Food quality and safety are major concerns in China, so it made sense for a trusted brand such as Yonghui to sell an own brand product similar to high-priced imports. "I can see huge room for higher-income category to pay a premium for this," says Shen. "It just shows that even when the company is strong, there is room for fresh ideas."
Aiming higher
According to Goldman Sachs, Yonghui could become one of the top three supermarkets in China. Retail has been in a down cycle in the country since the last quarter of 2010 due to a weak economy, supply-demand imbalances, cost pressures, and e-commerce. However, despite the macro environment Yonghui's same-store sales growth was well above peers in 2012, and it posted strong year-on-year growth in the first quarter of 2013.
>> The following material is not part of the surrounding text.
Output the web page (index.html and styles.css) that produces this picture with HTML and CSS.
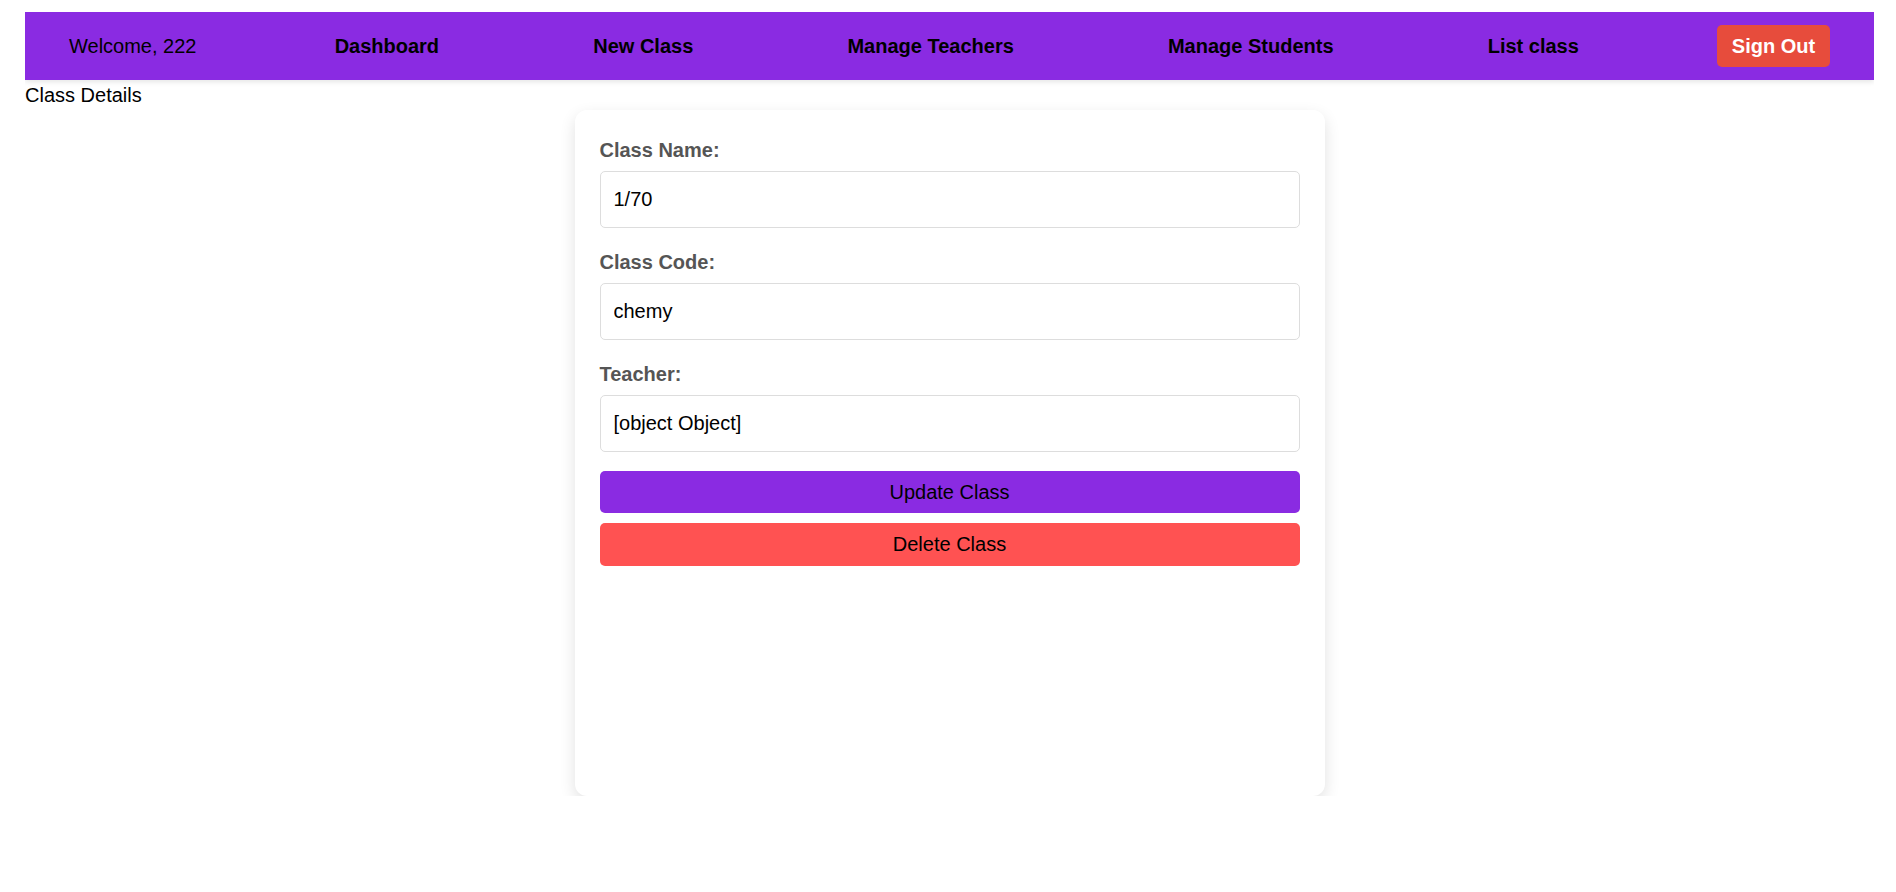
FILE: index.html
```html
<!DOCTYPE html>
<html>
<head>
<meta charset="utf-8">
<link rel="stylesheet" href="styles.css">
</head>
<body>
<nav class="navbar">
  <span class="welcome">Welcome, 222</span>
  <a class="nav-link" href="#">Dashboard</a>
  <a class="nav-link" href="#">New Class</a>
  <a class="nav-link" href="#">Manage Teachers</a>
  <a class="nav-link" href="#">Manage Students</a>
  <a class="nav-link" href="#">List class</a>
  <button class="signout">Sign Out</button>
</nav>
<div class="page-title">Class Details</div>
<div class="card">
  <div class="form-group">
    <label class="label">Class Name:</label>
    <input class="input" type="text" value="1/70">
  </div>
  <div class="form-group">
    <label class="label">Class Code:</label>
    <input class="input" type="text" value="chemy">
  </div>
  <div class="form-group last">
    <label class="label">Teacher:</label>
    <input class="input" type="text" value="[object Object]">
  </div>
  <button class="btn btn-update">Update Class</button>
  <button class="btn btn-delete">Delete Class</button>
</div>
</body>
</html>
```

FILE: styles.css
```css
html, body {
  background: #ffffff;
}
body {
  margin: 12px 22px 0 25px;
  font-family: "Liberation Sans", Arial, sans-serif;
  font-size: 20px;
  color: #000;
}
.navbar {
  display: flex;
  align-items: center;
  justify-content: space-between;
  height: 68px;
  padding: 0 44px;
  background: #8a2be2;
  box-shadow: 0 2px 5px rgba(0, 0, 0, 0.1);
  box-sizing: border-box;
}
.welcome {
  color: #000;
  font-size: 20px;
}
.nav-link {
  color: #000;
  font-weight: bold;
  font-size: 20px;
  text-decoration: none;
  padding: 0 16px;
}
.signout {
  font-family: "Liberation Sans", Arial, sans-serif;
  font-size: 20px;
  font-weight: bold;
  color: #fff;
  background: #e74c3c;
  border: none;
  border-radius: 5px;
  width: 113px;
  height: 42px;
  padding: 0;
}
.page-title {
  margin-top: 4px;
  line-height: 23px;
}
.card {
  box-sizing: border-box;
  width: 750px;
  min-height: 686px;
  margin: 3px auto 0;
  padding: 29px 25px 25px;
  background: #fff;
  border-radius: 12px;
  box-shadow: 0 6px 16px rgba(0, 0, 0, 0.12);
}
.form-group {
  margin-bottom: 23px;
}
.form-group.last {
  margin-bottom: 19px;
}
.label {
  display: block;
  font-weight: bold;
  color: #555;
  line-height: 23px;
  margin-bottom: 9px;
}
.input {
  display: block;
  box-sizing: border-box;
  width: 100%;
  height: 57px;
  padding: 0 13px;
  font-family: "Liberation Sans", Arial, sans-serif;
  font-size: 20px;
  color: #000;
  border: 1px solid #ddd;
  border-radius: 5px;
  background: #fff;
  outline: none;
}
.btn {
  display: block;
  width: 100%;
  height: 42px;
  border: none;
  border-radius: 5px;
  font-family: "Liberation Sans", Arial, sans-serif;
  font-size: 20px;
  color: #000;
  padding: 0;
}
.btn-update {
  background: #8a2be2;
  margin-bottom: 10px;
}
.btn-delete {
  background: #ff5252;
  height: 43px;
}
```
Meanwhile, its foreign rivals are still in the trenches. Carrefour's top line growth in China was almost zero last year, Wal-Mart has decided to close 9% of its store network, and Tesco is merging with state-controlled China Resources Vanguard.
Rising rent and labor costs have put pressure on the bottom line. The average hourly wage for an employee of a foreign-invested enterprise was RMB55 last year, compared to RMB30 in 2007, according to government statistics. Property rental prices have gone up eight-fold in the last 10 years, making China one of the most expensive commercial real estate markets in the world.
On top of this, the sweetheart deals local governments and property developers offered to foreign investors have been withdrawn. Even the national sourcing contract advantage is leveling out as more domestic players such as CR Vanguard and Yonghui develop direct relationships with suppliers.
The Yonghui store next door to Carrefour in Chongqing is the company's top performing outlet in the city in terms of revenue and operating profit, Shen adds. By contrast, Carrefour is struggling.